Victory great Leigh Broxham to retire at season’s end

Anna Harrington |

One-club man Leigh Broxham will call time on his Melbourne Victory career at the end of the season.
One-club man Leigh Broxham will call time on his Melbourne Victory career at the end of the season.

Leigh Broxham started his career as the teenage kit man cleaning his teammates’ boots, but will end it as a Melbourne Victory legend and the A-League Men games record-holder.

Broxham, 36, will call time on his 18-season career at the end of Victory’s season, after debuting under Ernie Merrick in 2007.

He has played more than 450 times for his only senior club, including 384 ALM games to date – a league record.

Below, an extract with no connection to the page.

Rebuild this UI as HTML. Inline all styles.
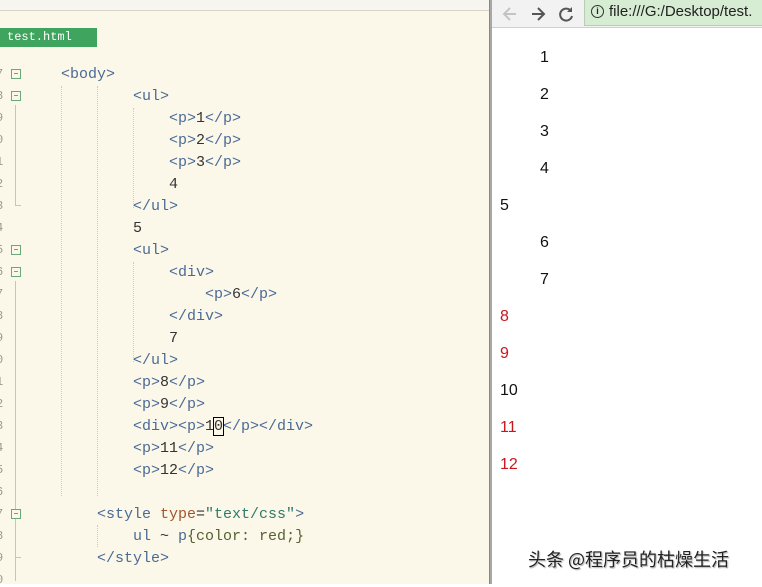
<!DOCTYPE html>
<html><head><meta charset="utf-8"><style>
*{margin:0;padding:0;box-sizing:border-box}
body{width:762px;height:584px;position:relative;overflow:hidden;background:#fff;font-family:"Liberation Sans",sans-serif}
#ed{position:absolute;left:0;top:0;width:489px;height:584px;background:#fcf8e9}
#tb{position:absolute;left:0;top:0;width:489px;height:11px;background:#f7f5ef;border-bottom:1px solid #d8d4c8}
#tab{position:absolute;left:0;top:28px;width:97px;height:19px;background:#3fa45e;color:#fff;font:12px "Liberation Mono",monospace;line-height:19px;padding-left:7px}
.ln{position:absolute;left:-4px;font:12px "Liberation Mono",monospace;color:#9a9a8a}
.fb{position:absolute;left:11px;width:10px;height:10px;border:1px solid #6aa87a;background:#fcf8e9}
.fb:after{content:"";position:absolute;left:2px;top:3px;width:4px;height:1px;background:#6aa87a}
.c{position:absolute;font:15px "Liberation Mono",monospace;color:#333;white-space:pre;line-height:22px;margin-top:1px}
.t{color:#4a6a96}.a{color:#a5532a}.s{color:#2f7a6a}.g{color:#55612f}
.gd{position:absolute;width:0;border-left:1px dotted #cfcbbb}
#div{position:absolute;left:489px;top:0;width:3px;height:584px;background:#a8a8a8;border-left:1px solid #888}
#bt{position:absolute;left:492px;top:0;width:270px;height:28px;background:#f2f2f2;border-bottom:1px solid #cfcfcf}
#url{position:absolute;left:584px;top:0;width:180px;height:26px;background:#d6ecd3;border:1px solid #b9cdb6;border-top:none;font-size:15px;color:#222;line-height:24px;padding-left:24px;white-space:nowrap;overflow:hidden}
.n{position:absolute;font-size:16px;color:#111;line-height:20px;margin-top:1px}
.r{color:#c8161d}
#wm{position:absolute;left:528px;top:546px;font:18px "Noto Sans CJK SC",sans-serif;color:#222;text-shadow:0 0 2px #fff,1px 1px 1px #999;white-space:nowrap}
</style></head><body>
<div id="ed">
<div id="tb"></div>
<div id="tab">test.html</div>
<div class="gd" style="left:61px;top:86px;height:410px"></div>
<div class="gd" style="left:97px;top:86px;height:410px"></div>
<div class="gd" style="left:133px;top:108px;height:100px"></div>
<div class="gd" style="left:133px;top:262px;height:100px"></div>
<div class="gd" style="left:97px;top:525px;height:22px"></div>
<div style="position:absolute;left:15px;top:105px;width:1px;height:100px;background:#c9c5b5"></div>
<div style="position:absolute;left:15px;top:205px;width:6px;height:1px;background:#c9c5b5"></div>
<div style="position:absolute;left:15px;top:281px;width:1px;height:300px;background:#c9c5b5"></div>
<div style="position:absolute;left:15px;top:557px;width:6px;height:1px;background:#c9c5b5"></div>
<div class="ln" style="top:67px">7</div><div class="ln" style="top:89px">8</div><div class="ln" style="top:111px">9</div><div class="ln" style="top:133px">0</div><div class="ln" style="top:155px">1</div><div class="ln" style="top:177px">2</div><div class="ln" style="top:199px">3</div><div class="ln" style="top:221px">4</div><div class="ln" style="top:243px">5</div><div class="ln" style="top:265px">6</div><div class="ln" style="top:287px">7</div><div class="ln" style="top:309px">8</div><div class="ln" style="top:331px">9</div><div class="ln" style="top:353px">0</div><div class="ln" style="top:375px">1</div><div class="ln" style="top:397px">2</div><div class="ln" style="top:419px">3</div><div class="ln" style="top:441px">4</div><div class="ln" style="top:463px">5</div><div class="ln" style="top:485px">6</div><div class="ln" style="top:507px">7</div><div class="ln" style="top:529px">8</div><div class="ln" style="top:551px">9</div><div class="ln" style="top:573px">0</div>
<div class="fb" style="top:69px"></div><div class="fb" style="top:91px"></div><div class="fb" style="top:245px"></div><div class="fb" style="top:267px"></div><div class="fb" style="top:509px"></div>
<div class="c t" style="left:61px;top:63px">&lt;body&gt;</div>
<div class="c t" style="left:133px;top:85px">&lt;ul&gt;</div>
<div class="c" style="left:169px;top:107px"><span class="t">&lt;p&gt;</span>1<span class="t">&lt;/p&gt;</span></div>
<div class="c" style="left:169px;top:129px"><span class="t">&lt;p&gt;</span>2<span class="t">&lt;/p&gt;</span></div>
<div class="c" style="left:169px;top:151px"><span class="t">&lt;p&gt;</span>3<span class="t">&lt;/p&gt;</span></div>
<div class="c" style="left:169px;top:173px">4</div>
<div class="c t" style="left:133px;top:195px">&lt;/ul&gt;</div>
<div class="c" style="left:133px;top:217px">5</div>
<div class="c t" style="left:133px;top:239px">&lt;ul&gt;</div>
<div class="c t" style="left:169px;top:261px">&lt;div&gt;</div>
<div class="c" style="left:205px;top:283px"><span class="t">&lt;p&gt;</span>6<span class="t">&lt;/p&gt;</span></div>
<div class="c t" style="left:169px;top:305px">&lt;/div&gt;</div>
<div class="c" style="left:169px;top:327px">7</div>
<div class="c t" style="left:133px;top:349px">&lt;/ul&gt;</div>
<div class="c" style="left:133px;top:371px"><span class="t">&lt;p&gt;</span>8<span class="t">&lt;/p&gt;</span></div>
<div class="c" style="left:133px;top:393px"><span class="t">&lt;p&gt;</span>9<span class="t">&lt;/p&gt;</span></div>
<div class="c" style="left:133px;top:415px"><span class="t">&lt;div&gt;&lt;p&gt;</span>1<span style="outline:1px solid #000">0</span><span class="t">&lt;/p&gt;&lt;/div&gt;</span></div>
<div class="c" style="left:133px;top:437px"><span class="t">&lt;p&gt;</span>11<span class="t">&lt;/p&gt;</span></div>
<div class="c" style="left:133px;top:459px"><span class="t">&lt;p&gt;</span>12<span class="t">&lt;/p&gt;</span></div>
<div class="c" style="left:97px;top:503px"><span class="t">&lt;style </span><span class="a">type</span>=<span class="s">"text/css"</span><span class="t">&gt;</span></div>
<div class="c" style="left:133px;top:525px"><span class="t">ul</span> ~ <span class="t">p</span><span class="g">{color: red;}</span></div>
<div class="c t" style="left:97px;top:547px">&lt;/style&gt;</div>
</div>
<div id="div"></div>
<div id="bt">
<svg style="position:absolute;left:8px;top:4px" width="20" height="20" viewBox="0 0 20 20"><path d="M16 10H5M10 4L4 10l6 6" stroke="#c4c4c4" stroke-width="2" fill="none"/></svg>
<svg style="position:absolute;left:36px;top:4px" width="20" height="20" viewBox="0 0 20 20"><path d="M4 10h11M10 4l6 6-6 6" stroke="#555" stroke-width="2" fill="none"/></svg>
<svg style="position:absolute;left:64px;top:4px" width="20" height="20" viewBox="0 0 20 20"><path d="M15 7A6 6 0 1 0 16 12" stroke="#555" stroke-width="2" fill="none"/><path d="M16 3v5h-5z" fill="#555"/></svg>
</div>
<div id="url"><span style="position:absolute;left:6px;top:5px;width:13px;height:13px;border:1.5px solid #333;border-radius:50%;font-size:9px;line-height:10px;text-align:center;font-weight:bold">i</span>file:///G:/Desktop/test.</div>
<div class="n" style="left:540px;top:47px">1</div>
<div class="n" style="left:540px;top:84px">2</div>
<div class="n" style="left:540px;top:121px">3</div>
<div class="n" style="left:540px;top:158px">4</div>
<div class="n" style="left:500px;top:195px">5</div>
<div class="n" style="left:540px;top:232px">6</div>
<div class="n" style="left:540px;top:269px">7</div>
<div class="n r" style="left:500px;top:306px">8</div>
<div class="n r" style="left:500px;top:343px">9</div>
<div class="n" style="left:500px;top:380px">10</div>
<div class="n r" style="left:500px;top:417px">11</div>
<div class="n r" style="left:500px;top:454px">12</div>
<div id="wm">头条 @程序员的枯燥生活</div>
</body></html>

Back in 2006, there wasn’t a youth program, but an eager Broxham found a way into the Victory set-up, helping wash kits and boots as a train-on player.

“I got paid a couple hundred bucks a week, might’ve worked 60 hours a week or something like that – bit of slave labour, but it was for me to be able to train with the team,” Broxham said.

“I’d come in the morning, 7am, pick up the gear, put it all out, clean the boys’ boots, just proper old-school kit man if you want to call it that.

“That was my in and it was my opportunity that I could train with the team. They’d finish up at midday and I’d go and wash the gear and sit in the office until 5pm. 

“That’s my story. Everyone’s got a hardship story, but that was me. I worked myself to the bone and nine months later I got a professional contract.”

As a youngster, he also received a “baptism of fire” by training against famous hard man Kevin Muscat.

Extremely versatile – comfortable at centre-back, fullback or as a defensive midfielder – Broxham has spent his entire career at Victory.

He won one Socceroos cap, against Singapore in 2008, and has been involved in all of Victory’s ALM trophy wins.

That includes four championships (2006-07, 2008-09, 2014-15 and 2017-18) as well as premierships in 2006-07, 2008-09 and 2014-15.

Scoring the sealer in a 3-0 grand final win over Sydney FC in 2015 remains the highlight.

Broxham won the Australia Cup (formerly FFA Cup) in 2015 and 2021 and has played in the Asian Champions League.

Kosta Barbarouses (l), Kevin Muscat (c) and Leigh Broxham in 2015.
Broxham (right), Kosta Barbarouses (left) and coach Kevin Muscat after the 2015 grand final win. (Julian Smith/AAP PHOTOS)

He has proved himself under the likes of Merrick, Ange Postecoglou, Muscat and most recently Tony Popovic.

“I was just persistent, I had desire for success,” Broxham said. 

“I kind of stayed level-headed and always just had a desire to win. I always wanted to prove people wrong as well. 

“Different coaches over the years, I’ve had to prove myself again and again. Even with the same coaches I’ve probably never been in anyone’s starting line-up and forced my way in there most years.”

Postecoglou, Muscat and Merrick all delivered messages of congratulations.

Tottenham manager Postecoglou joked he’d “added a few years” to Broxham’s career by playing him at centre-back.

Broxham, who has featured three times this campaign, will play his final regular-season game at home at AAMI Park against Western Sydney on Saturday.

He admits he has a “spark” for coaching, but will initially take a break.

Leigh Broxham.
Broxham is set to play his final regular-season game at home against Western Sydney on Saturday. (Matt Turner/AAP PHOTOS)

But first Victory will hope to prolong his career for at least a few more weeks – starting with next week’s home elimination final – and add more silverware.

“When I finally walk away at the end of the year, hopefully with a trophy in our hands, it will be a range of emotions,” Broxham said.

“But at the moment, I still want to contribute to the season.”